(Stored data entries)
────
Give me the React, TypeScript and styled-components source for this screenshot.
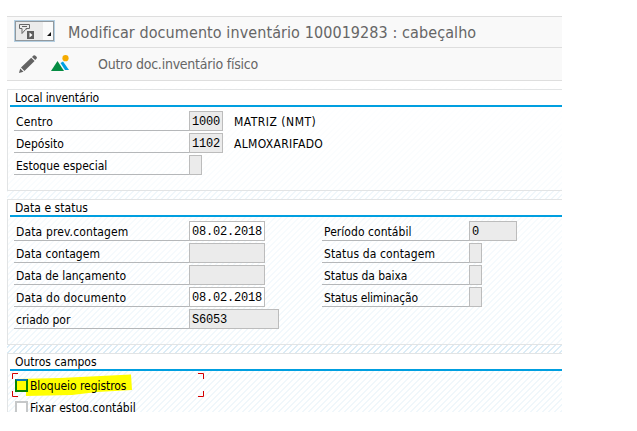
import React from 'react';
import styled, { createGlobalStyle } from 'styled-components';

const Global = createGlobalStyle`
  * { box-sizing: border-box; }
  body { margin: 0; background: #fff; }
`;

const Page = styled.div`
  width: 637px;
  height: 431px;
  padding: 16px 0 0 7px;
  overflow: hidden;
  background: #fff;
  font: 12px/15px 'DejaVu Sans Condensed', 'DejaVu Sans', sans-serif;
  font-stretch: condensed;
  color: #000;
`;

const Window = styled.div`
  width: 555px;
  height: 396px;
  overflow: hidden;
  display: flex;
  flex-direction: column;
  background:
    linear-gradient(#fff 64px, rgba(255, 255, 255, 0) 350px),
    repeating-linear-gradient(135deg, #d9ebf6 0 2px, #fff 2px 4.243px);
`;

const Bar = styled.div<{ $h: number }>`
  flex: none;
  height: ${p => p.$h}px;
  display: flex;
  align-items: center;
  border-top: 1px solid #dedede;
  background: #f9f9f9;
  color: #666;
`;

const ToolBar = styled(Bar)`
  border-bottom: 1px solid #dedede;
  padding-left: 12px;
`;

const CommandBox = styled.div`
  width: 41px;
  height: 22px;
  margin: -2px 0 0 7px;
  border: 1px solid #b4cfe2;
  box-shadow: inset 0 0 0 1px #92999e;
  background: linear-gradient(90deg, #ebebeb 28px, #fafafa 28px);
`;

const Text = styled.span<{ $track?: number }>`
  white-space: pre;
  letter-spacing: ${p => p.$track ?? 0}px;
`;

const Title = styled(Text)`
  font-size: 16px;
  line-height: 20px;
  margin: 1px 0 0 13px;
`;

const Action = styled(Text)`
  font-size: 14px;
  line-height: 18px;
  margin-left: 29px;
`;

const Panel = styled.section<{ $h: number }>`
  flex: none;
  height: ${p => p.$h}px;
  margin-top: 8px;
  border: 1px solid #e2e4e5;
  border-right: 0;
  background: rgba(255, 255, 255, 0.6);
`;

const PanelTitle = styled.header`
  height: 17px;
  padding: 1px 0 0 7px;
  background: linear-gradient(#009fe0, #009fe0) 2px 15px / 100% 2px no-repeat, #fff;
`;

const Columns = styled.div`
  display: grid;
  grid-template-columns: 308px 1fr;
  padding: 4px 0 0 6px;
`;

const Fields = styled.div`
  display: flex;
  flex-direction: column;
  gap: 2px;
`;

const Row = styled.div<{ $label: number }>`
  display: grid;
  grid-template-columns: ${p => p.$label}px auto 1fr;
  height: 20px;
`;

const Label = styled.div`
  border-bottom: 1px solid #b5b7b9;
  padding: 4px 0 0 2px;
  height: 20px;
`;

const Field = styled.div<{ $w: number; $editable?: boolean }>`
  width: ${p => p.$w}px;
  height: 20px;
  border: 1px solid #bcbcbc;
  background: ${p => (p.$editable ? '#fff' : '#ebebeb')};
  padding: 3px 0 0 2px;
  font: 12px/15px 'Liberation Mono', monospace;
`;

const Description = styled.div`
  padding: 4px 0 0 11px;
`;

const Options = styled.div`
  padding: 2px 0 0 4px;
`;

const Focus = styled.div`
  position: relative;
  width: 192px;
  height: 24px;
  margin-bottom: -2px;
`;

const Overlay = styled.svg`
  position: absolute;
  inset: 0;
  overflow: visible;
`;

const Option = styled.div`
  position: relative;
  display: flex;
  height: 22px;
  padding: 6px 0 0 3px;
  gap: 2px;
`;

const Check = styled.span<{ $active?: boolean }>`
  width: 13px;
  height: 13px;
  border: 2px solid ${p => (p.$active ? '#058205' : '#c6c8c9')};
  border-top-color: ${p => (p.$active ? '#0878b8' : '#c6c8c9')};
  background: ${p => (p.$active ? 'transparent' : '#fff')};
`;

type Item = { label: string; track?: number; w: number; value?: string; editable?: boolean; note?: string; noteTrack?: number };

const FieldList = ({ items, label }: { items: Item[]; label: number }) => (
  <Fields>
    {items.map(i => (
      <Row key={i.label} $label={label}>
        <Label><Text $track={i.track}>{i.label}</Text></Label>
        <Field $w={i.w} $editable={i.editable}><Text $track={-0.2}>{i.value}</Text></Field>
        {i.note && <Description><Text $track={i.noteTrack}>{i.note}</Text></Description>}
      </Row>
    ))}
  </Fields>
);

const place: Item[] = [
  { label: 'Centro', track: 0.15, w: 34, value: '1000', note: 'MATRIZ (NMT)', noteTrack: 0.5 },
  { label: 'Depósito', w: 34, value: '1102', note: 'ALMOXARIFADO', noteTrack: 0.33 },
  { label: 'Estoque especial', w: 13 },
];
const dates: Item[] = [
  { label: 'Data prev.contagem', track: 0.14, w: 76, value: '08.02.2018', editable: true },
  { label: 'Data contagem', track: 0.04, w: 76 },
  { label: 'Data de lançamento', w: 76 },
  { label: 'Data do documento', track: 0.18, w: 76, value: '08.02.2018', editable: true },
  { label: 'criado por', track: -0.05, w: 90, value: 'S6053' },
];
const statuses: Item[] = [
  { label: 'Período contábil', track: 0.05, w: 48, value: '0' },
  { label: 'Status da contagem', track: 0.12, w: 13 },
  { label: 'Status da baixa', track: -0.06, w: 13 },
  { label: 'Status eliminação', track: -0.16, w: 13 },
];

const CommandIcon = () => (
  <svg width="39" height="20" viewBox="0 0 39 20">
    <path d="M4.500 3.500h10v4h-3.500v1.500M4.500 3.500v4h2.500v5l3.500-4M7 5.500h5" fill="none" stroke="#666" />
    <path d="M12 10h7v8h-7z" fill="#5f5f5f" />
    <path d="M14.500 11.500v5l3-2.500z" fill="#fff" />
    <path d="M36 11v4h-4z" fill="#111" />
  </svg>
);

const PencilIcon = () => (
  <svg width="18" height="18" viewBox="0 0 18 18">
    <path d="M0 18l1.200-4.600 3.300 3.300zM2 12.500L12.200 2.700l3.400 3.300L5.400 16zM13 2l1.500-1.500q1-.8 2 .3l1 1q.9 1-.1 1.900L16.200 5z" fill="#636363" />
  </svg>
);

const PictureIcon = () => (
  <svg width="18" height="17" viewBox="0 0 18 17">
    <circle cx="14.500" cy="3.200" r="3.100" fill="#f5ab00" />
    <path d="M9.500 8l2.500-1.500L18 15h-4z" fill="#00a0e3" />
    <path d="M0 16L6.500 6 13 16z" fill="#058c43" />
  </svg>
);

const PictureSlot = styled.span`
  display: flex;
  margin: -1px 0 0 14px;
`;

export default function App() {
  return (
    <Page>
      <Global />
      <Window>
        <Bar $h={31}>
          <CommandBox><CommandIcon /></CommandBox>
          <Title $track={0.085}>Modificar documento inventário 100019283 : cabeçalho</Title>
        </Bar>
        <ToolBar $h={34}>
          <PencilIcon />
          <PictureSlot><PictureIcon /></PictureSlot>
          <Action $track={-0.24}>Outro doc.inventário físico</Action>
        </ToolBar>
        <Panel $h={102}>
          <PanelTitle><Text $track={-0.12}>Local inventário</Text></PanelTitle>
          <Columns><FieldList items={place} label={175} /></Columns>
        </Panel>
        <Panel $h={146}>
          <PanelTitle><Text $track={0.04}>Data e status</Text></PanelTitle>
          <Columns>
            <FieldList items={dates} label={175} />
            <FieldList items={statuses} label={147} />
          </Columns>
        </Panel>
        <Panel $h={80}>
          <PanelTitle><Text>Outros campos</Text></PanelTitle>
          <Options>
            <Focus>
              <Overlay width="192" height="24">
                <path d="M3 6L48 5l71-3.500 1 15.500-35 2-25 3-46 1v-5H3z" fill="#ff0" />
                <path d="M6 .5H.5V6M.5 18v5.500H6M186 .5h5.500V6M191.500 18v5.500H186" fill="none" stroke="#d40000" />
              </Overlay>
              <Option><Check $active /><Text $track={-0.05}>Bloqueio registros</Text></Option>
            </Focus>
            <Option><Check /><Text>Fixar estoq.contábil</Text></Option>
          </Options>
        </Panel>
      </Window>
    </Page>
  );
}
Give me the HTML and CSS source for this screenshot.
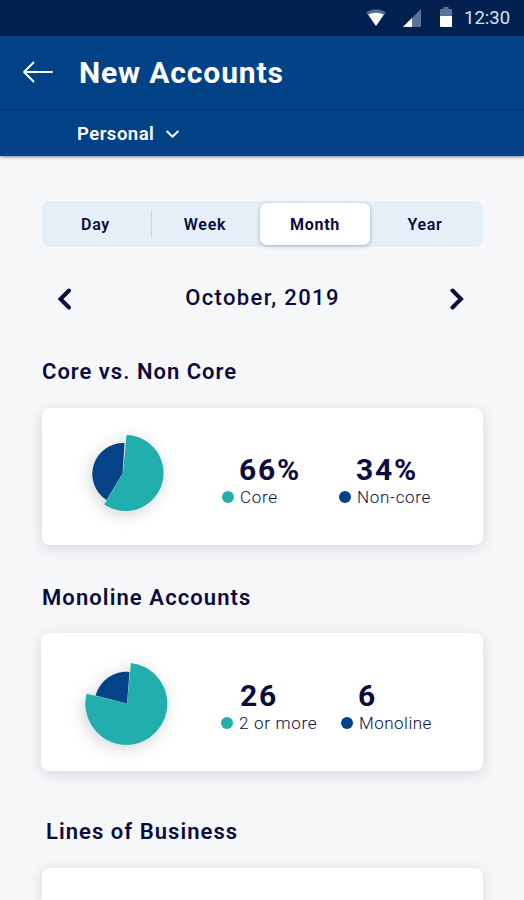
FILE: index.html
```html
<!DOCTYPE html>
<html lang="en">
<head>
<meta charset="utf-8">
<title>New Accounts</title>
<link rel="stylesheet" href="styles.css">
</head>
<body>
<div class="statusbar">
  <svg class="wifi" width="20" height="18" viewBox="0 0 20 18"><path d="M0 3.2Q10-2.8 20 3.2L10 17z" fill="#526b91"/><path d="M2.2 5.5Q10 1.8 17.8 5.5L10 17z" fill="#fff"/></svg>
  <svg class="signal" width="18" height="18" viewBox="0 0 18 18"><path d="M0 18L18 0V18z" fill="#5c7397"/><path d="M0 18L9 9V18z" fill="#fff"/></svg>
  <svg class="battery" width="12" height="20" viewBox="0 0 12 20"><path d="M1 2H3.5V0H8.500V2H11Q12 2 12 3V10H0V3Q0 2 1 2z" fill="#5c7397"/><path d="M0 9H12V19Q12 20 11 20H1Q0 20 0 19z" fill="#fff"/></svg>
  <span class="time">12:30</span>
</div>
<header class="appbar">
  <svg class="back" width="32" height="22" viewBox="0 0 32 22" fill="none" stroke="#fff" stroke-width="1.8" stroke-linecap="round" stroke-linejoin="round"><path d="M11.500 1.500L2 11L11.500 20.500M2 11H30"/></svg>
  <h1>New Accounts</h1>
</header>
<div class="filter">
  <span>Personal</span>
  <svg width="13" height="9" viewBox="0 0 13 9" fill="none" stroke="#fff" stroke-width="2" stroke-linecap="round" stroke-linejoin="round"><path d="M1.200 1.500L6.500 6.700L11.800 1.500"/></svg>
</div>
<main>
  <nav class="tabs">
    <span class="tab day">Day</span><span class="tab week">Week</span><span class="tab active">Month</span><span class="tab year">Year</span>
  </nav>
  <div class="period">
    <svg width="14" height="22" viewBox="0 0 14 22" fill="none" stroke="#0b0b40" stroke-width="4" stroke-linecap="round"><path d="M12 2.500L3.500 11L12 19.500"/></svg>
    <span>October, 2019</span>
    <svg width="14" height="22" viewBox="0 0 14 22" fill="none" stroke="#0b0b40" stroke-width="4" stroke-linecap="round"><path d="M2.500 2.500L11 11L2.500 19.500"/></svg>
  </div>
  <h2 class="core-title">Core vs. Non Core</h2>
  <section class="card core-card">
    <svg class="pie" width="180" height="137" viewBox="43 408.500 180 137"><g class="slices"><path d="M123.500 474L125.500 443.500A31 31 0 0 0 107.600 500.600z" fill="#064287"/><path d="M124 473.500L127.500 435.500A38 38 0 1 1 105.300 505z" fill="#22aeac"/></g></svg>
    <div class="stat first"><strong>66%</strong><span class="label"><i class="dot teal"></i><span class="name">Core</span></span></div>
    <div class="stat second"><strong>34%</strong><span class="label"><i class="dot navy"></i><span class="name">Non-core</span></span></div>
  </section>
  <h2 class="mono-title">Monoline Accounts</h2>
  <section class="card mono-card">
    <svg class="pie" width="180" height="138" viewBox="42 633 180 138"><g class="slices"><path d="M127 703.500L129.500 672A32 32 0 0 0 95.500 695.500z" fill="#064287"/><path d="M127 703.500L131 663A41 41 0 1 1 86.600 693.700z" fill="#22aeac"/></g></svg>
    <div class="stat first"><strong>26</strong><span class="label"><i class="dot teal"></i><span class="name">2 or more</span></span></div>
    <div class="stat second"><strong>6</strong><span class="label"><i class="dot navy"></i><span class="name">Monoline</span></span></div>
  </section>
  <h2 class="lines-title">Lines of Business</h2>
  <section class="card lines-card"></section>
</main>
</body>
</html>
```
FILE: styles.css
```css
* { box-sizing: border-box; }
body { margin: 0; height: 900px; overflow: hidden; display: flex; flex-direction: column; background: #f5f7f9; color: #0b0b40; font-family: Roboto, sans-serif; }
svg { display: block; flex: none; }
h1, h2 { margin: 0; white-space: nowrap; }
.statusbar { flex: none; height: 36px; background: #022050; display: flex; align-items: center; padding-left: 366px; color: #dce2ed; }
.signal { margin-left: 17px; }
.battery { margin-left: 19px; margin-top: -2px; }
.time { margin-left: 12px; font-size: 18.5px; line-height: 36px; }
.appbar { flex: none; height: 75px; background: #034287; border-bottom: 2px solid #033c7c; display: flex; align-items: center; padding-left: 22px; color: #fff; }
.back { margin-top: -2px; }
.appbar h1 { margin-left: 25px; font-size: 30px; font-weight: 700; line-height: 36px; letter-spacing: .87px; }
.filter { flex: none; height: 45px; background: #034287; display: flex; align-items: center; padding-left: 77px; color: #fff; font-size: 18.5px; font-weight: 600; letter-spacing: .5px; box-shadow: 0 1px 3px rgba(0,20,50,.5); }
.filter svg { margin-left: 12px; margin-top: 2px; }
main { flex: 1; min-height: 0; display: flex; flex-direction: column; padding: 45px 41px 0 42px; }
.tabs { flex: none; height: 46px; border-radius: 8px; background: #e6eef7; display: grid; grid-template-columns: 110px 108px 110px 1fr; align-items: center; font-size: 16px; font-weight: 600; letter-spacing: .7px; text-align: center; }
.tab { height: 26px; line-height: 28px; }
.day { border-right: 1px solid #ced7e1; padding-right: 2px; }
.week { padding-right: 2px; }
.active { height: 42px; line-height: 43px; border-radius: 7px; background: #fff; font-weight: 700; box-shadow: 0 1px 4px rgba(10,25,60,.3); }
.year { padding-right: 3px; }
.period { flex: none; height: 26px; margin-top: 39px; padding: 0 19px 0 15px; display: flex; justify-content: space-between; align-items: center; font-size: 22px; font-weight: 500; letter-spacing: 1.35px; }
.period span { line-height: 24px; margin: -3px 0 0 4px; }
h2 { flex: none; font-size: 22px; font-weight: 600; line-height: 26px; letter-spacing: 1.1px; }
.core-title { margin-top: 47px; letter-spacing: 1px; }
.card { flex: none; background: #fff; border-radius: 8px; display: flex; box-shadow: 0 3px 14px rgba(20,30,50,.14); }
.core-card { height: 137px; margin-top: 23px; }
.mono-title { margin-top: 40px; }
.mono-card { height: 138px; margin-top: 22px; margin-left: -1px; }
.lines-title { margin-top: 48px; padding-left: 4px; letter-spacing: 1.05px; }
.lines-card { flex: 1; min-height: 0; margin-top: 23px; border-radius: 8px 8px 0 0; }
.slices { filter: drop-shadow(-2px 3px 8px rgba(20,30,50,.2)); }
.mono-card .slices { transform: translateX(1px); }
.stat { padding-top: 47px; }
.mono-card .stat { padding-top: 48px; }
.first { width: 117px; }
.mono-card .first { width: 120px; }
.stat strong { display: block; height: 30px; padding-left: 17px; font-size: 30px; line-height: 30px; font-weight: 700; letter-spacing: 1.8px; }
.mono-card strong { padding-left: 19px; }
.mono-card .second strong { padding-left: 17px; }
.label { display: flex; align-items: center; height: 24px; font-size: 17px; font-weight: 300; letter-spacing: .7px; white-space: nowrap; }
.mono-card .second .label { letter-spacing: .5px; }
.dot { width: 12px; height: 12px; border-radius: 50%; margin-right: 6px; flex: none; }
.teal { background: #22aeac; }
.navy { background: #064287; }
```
────
YOUR TASK =>
Scan the material above. Copy each line where "screenshot" occurs.

THE ANSWER =>
Give me the React, TypeScript and styled-components source for this screenshot.
Give me the HTML and CSS source for this screenshot.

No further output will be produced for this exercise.